Which lines contain the word "this"? Return each of them as written.

##### Supplied records

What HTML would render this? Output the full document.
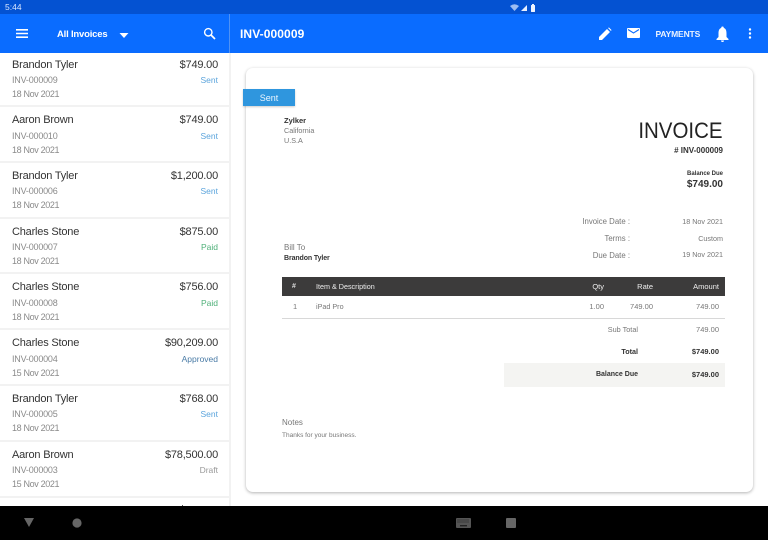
<!DOCTYPE html>
<html>
<head>
<meta charset="utf-8">
<style>
html,body{margin:0;padding:0;}
body{width:768px;height:540px;overflow:hidden;background:#fff;position:relative;font-family:"Liberation Sans",sans-serif;color:#333;}
.a{position:absolute;white-space:nowrap;line-height:1;}
.r{text-align:right;}
.sb{position:absolute;left:0;top:0;width:768px;height:14px;background:#0452d2;}
.tb{position:absolute;left:0;top:14px;width:768px;height:39px;background:#0a6cff;}
.ln{position:absolute;left:0;width:229px;height:2px;background:#f2f2f2;}
.nm{position:absolute;left:12px;font-size:11px;line-height:14px;color:#333;white-space:nowrap;letter-spacing:-.2px;}
.am{position:absolute;right:550px;font-size:11px;line-height:14px;color:#333;white-space:nowrap;letter-spacing:-.2px;}
.id{position:absolute;left:12px;font-size:9px;line-height:11px;color:#8a8a8a;white-space:nowrap;letter-spacing:-.2px;}
.st{position:absolute;right:550px;font-size:8.5px;line-height:11px;white-space:nowrap;}
.dt{position:absolute;left:12px;font-size:9px;line-height:11px;color:#8a8a8a;white-space:nowrap;letter-spacing:-.35px;}
.g{color:#777;}
.b{font-weight:bold;color:#333;}
</style>
</head>
<body>
<div class="sb"></div>
<div class="tb"></div>
<div class="a" style="left:5px;top:3px;font-size:8.5px;color:#dbe7ff;">5:44</div>
<svg class="a" style="left:509px;top:3px" width="30" height="9" viewBox="0 0 30 9">
<path d="M1 3 Q5.5 -0.5 10 3 L5.5 8Z" fill="#9dbdf2"/><path d="M12 8 L18 2 V8Z" fill="#e8efff"/><rect x="22" y="2" width="4" height="7" rx=".5" fill="#eef3ff"/><rect x="23" y="1" width="2" height="1" fill="#eef3ff"/>
</svg>
<div style="position:absolute;left:229px;top:14px;width:1px;height:39px;background:#4f92f5;"></div>
<svg class="a" style="left:16px;top:29px" width="12" height="9" viewBox="0 0 12 9"><path d="M0 0h12v1.6H0zM0 3.7h12v1.6H0zM0 7.4h12V9H0z" fill="#fff"/></svg>
<div class="a" style="left:57px;top:30px;font-size:9.5px;font-weight:bold;color:#fff;letter-spacing:-.2px;">All Invoices</div>
<svg class="a" style="left:119px;top:33px" width="10" height="5" viewBox="0 0 10 5"><path d="M0.5 0H9.5L5 5Z" fill="#fff"/></svg>
<svg class="a" style="left:203px;top:27px" width="13" height="13" viewBox="0 0 13 13"><circle cx="5.3" cy="5.3" r="3.7" fill="none" stroke="#fff" stroke-width="1.4"/><path d="M8 8L12 12" stroke="#fff" stroke-width="1.7"/></svg>
<div class="a" style="left:240px;top:28px;font-size:12px;font-weight:bold;color:#fff;letter-spacing:.1px;">INV-000009</div>
<svg class="a" style="left:598px;top:27px" width="14" height="14" viewBox="0 0 14 14"><path d="M1 13V10L9 2L12 5L4 13Z M10 1L11 .5L13.5 3L13 4Z" fill="#fff"/></svg>
<svg class="a" style="left:627px;top:28px" width="13" height="10" viewBox="0 0 13 10"><rect width="13" height="10" rx="1" fill="#fff"/><path d="M1 1.5L6.5 5L12 1.5" fill="none" stroke="#0a6cff" stroke-width="1.1"/></svg>
<div class="a" style="left:655.5px;top:30px;font-size:8.5px;font-weight:bold;color:#eaf2ff;letter-spacing:-.15px;">PAYMENTS</div>
<svg class="a" style="left:716px;top:26px" width="13" height="16" viewBox="0 0 13 16"><path d="M6.5 0.5a1.2 1.2 0 0 1 1.2 1.4C10 2.6 10.5 5 10.5 7.5V11L12.5 13V14H.5V13L2.5 11V7.5C2.5 5 3 2.6 5.3 1.9A1.2 1.2 0 0 1 6.5 .5ZM5 14.5H8A1.5 1.5 0 0 1 5 14.5Z" fill="#fff"/></svg>
<svg class="a" style="left:748px;top:28px" width="4" height="11" viewBox="0 0 4 11"><circle cx="2" cy="1.5" r="1.2" fill="#fff"/><circle cx="2" cy="5.5" r="1.2" fill="#fff"/><circle cx="2" cy="9.5" r="1.2" fill="#fff"/></svg>

<!-- list -->
<div style="position:absolute;left:229px;top:53px;width:2px;height:453px;background:#f2f2f2;"></div>

<div class="nm" style="top:58px">Brandon Tyler</div><div class="am" style="top:58px">$749.00</div>
<div class="id" style="top:75px">INV-000009</div><div class="st" style="top:75px;color:#5ba4dc">Sent</div>
<div class="dt" style="top:89px">18 Nov 2021</div><div class="ln" style="top:105px"></div>

<div class="nm" style="top:113px">Aaron Brown</div><div class="am" style="top:113px">$749.00</div>
<div class="id" style="top:131px">INV-000010</div><div class="st" style="top:131px;color:#5ba4dc">Sent</div>
<div class="dt" style="top:145px">18 Nov 2021</div><div class="ln" style="top:161px"></div>

<div class="nm" style="top:169px">Brandon Tyler</div><div class="am" style="top:169px">$1,200.00</div>
<div class="id" style="top:186px">INV-000006</div><div class="st" style="top:186px;color:#5ba4dc">Sent</div>
<div class="dt" style="top:200px">18 Nov 2021</div><div class="ln" style="top:217px"></div>

<div class="nm" style="top:225px">Charles Stone</div><div class="am" style="top:225px">$875.00</div>
<div class="id" style="top:242px">INV-000007</div><div class="st" style="top:242px;color:#4fb079">Paid</div>
<div class="dt" style="top:256px">18 Nov 2021</div><div class="ln" style="top:272px"></div>

<div class="nm" style="top:280px">Charles Stone</div><div class="am" style="top:280px">$756.00</div>
<div class="id" style="top:298px">INV-000008</div><div class="st" style="top:298px;color:#4fb079">Paid</div>
<div class="dt" style="top:312px">18 Nov 2021</div><div class="ln" style="top:328px"></div>

<div class="nm" style="top:336px">Charles Stone</div><div class="am" style="top:336px">$90,209.00</div>
<div class="id" style="top:354px">INV-000004</div><div class="st" style="top:354px;color:#4a7ba6">Approved</div>
<div class="dt" style="top:368px">15 Nov 2021</div><div class="ln" style="top:384px"></div>

<div class="nm" style="top:392px">Brandon Tyler</div><div class="am" style="top:392px">$768.00</div>
<div class="id" style="top:409px">INV-000005</div><div class="st" style="top:409px;color:#5ba4dc">Sent</div>
<div class="dt" style="top:423px">18 Nov 2021</div><div class="ln" style="top:440px"></div>

<div class="nm" style="top:448px">Aaron Brown</div><div class="am" style="top:448px">$78,500.00</div>
<div class="id" style="top:465px">INV-000003</div><div class="st" style="top:465px;color:#999">Draft</div>
<div class="dt" style="top:479px">15 Nov 2021</div><div class="ln" style="top:496px"></div>

<!-- invoice card -->
<div style="position:absolute;left:246px;top:68px;width:507px;height:424px;background:#fff;border-radius:7px;box-shadow:0 1px 3px rgba(0,0,0,.3);"></div>
<div class="a" style="left:243px;top:89px;width:52px;height:17px;background:#2f96de;color:#eaf5ff;font-size:9px;line-height:18px;text-align:center;box-shadow:0 1px 2px rgba(0,0,0,.2);">Sent</div>

<div class="a b" style="left:284px;top:117px;font-size:7.5px;">Zylker</div>
<div class="a g" style="left:284px;top:127px;font-size:7.2px;">California</div>
<div class="a g" style="left:284px;top:137px;font-size:7.2px;">U.S.A</div>
<div class="a g" style="left:284px;top:244px;font-size:8px;">Bill To</div>
<div class="a b" style="left:284px;top:254.5px;font-size:7px;letter-spacing:-.1px;">Brandon Tyler</div>

<div class="a r" style="right:45px;top:120px;font-size:22.5px;color:#222;transform:scaleX(.91);transform-origin:right center;">INVOICE</div>
<div class="a r b" style="right:45px;top:147px;font-size:8px;"># INV-000009</div>
<div class="a r b" style="right:45px;top:170.5px;font-size:6px;">Balance Due</div>
<div class="a r b" style="right:45px;top:180px;font-size:10px;">$749.00</div>

<div class="a r g" style="right:138px;top:218px;font-size:7.8px;">Invoice Date :</div>
<div class="a r g" style="right:45px;top:217.5px;font-size:7.2px;">18 Nov 2021</div>
<div class="a r g" style="right:138px;top:235px;font-size:7.8px;">Terms :</div>
<div class="a r g" style="right:45px;top:234.5px;font-size:7.2px;">Custom</div>
<div class="a r g" style="right:138px;top:251.5px;font-size:7.8px;">Due Date :</div>
<div class="a r g" style="right:45px;top:251px;font-size:7.2px;">19 Nov 2021</div>

<div style="position:absolute;left:282px;top:277px;width:443px;height:19px;background:#3c3b3b;"></div>
<div class="a" style="left:292px;top:283px;font-size:7px;font-weight:bold;color:#ddd;">#</div>
<div class="a" style="left:316px;top:283px;font-size:7.2px;color:#eee;">Item &amp; Description</div>
<div class="a r" style="right:164px;top:283px;font-size:7.5px;color:#eee;">Qty</div>
<div class="a r" style="right:115px;top:283px;font-size:7.5px;color:#eee;">Rate</div>
<div class="a r" style="right:49px;top:283px;font-size:7.5px;color:#eee;">Amount</div>

<div class="a g" style="left:293px;top:303px;font-size:7.5px;">1</div>
<div class="a g" style="left:316px;top:303px;font-size:7.2px;">iPad Pro</div>
<div class="a r g" style="right:164px;top:303px;font-size:7.5px;">1.00</div>
<div class="a r g" style="right:115px;top:303px;font-size:7.5px;">749.00</div>
<div class="a r g" style="right:49px;top:303px;font-size:7.5px;">749.00</div>
<div style="position:absolute;left:282px;top:318px;width:443px;height:1px;background:#d8d8d8;"></div>

<div class="a r g" style="right:130px;top:326px;font-size:7.3px;">Sub Total</div>
<div class="a r g" style="right:49px;top:326px;font-size:7.5px;">749.00</div>
<div class="a r b" style="right:130px;top:348px;font-size:7.2px;">Total</div>
<div class="a r b" style="right:49px;top:348px;font-size:7.5px;">$749.00</div>
<div style="position:absolute;left:504px;top:363px;width:221px;height:24px;background:#f4f4f2;"></div>
<div class="a r b" style="right:130px;top:371px;font-size:7px;">Balance Due</div>
<div class="a r b" style="right:49px;top:371px;font-size:7.5px;">$749.00</div>

<div class="a g" style="left:282px;top:418.5px;font-size:8px;">Notes</div>
<div class="a g" style="left:282px;top:432.5px;font-size:6.5px;">Thanks for your business.</div>

<!-- nav bar -->
<div style="position:absolute;left:0;top:506px;width:768px;height:34px;background:#000;"></div>
<div style="position:absolute;left:182px;top:505px;width:1px;height:1px;background:#555;"></div>
<svg class="a" style="left:24px;top:518px" width="10" height="9" viewBox="0 0 10 9"><path d="M0 0H10L5 9Z" fill="#666"/></svg>
<svg class="a" style="left:72px;top:518px" width="10" height="10" viewBox="0 0 10 10"><circle cx="5" cy="5" r="4.6" fill="#666"/></svg>
<svg class="a" style="left:456px;top:518px" width="15" height="10" viewBox="0 0 15 10"><rect width="15" height="10" rx="1" fill="#555"/><path d="M1.5 2h12M1.5 4h12" stroke="#222" stroke-width="1" stroke-dasharray="1 1"/><rect x="4" y="7" width="7" height="1.4" fill="#222"/></svg>
<div style="position:absolute;left:506px;top:518px;width:10px;height:10px;border-radius:1px;background:#666;"></div>
</body>
</html>
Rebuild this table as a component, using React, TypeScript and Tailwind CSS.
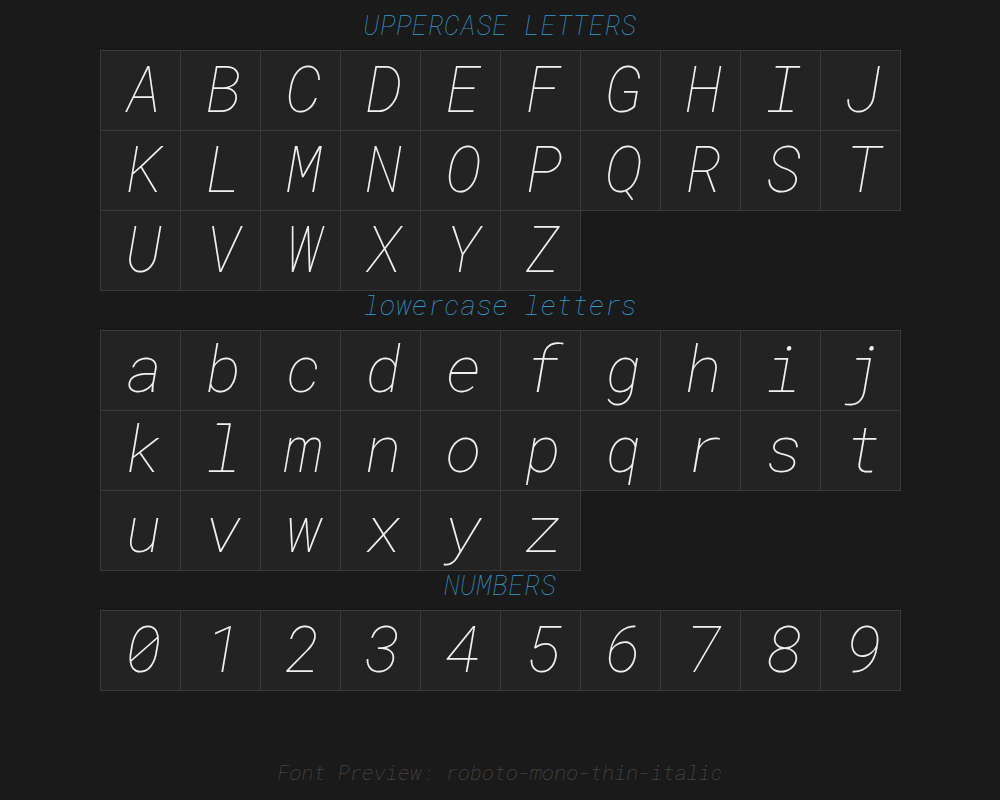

##########

> _Task result_
What HTML would render this? Output the full document.
Rebuild this table as a component, using React, TypeScript and Tailwind CSS.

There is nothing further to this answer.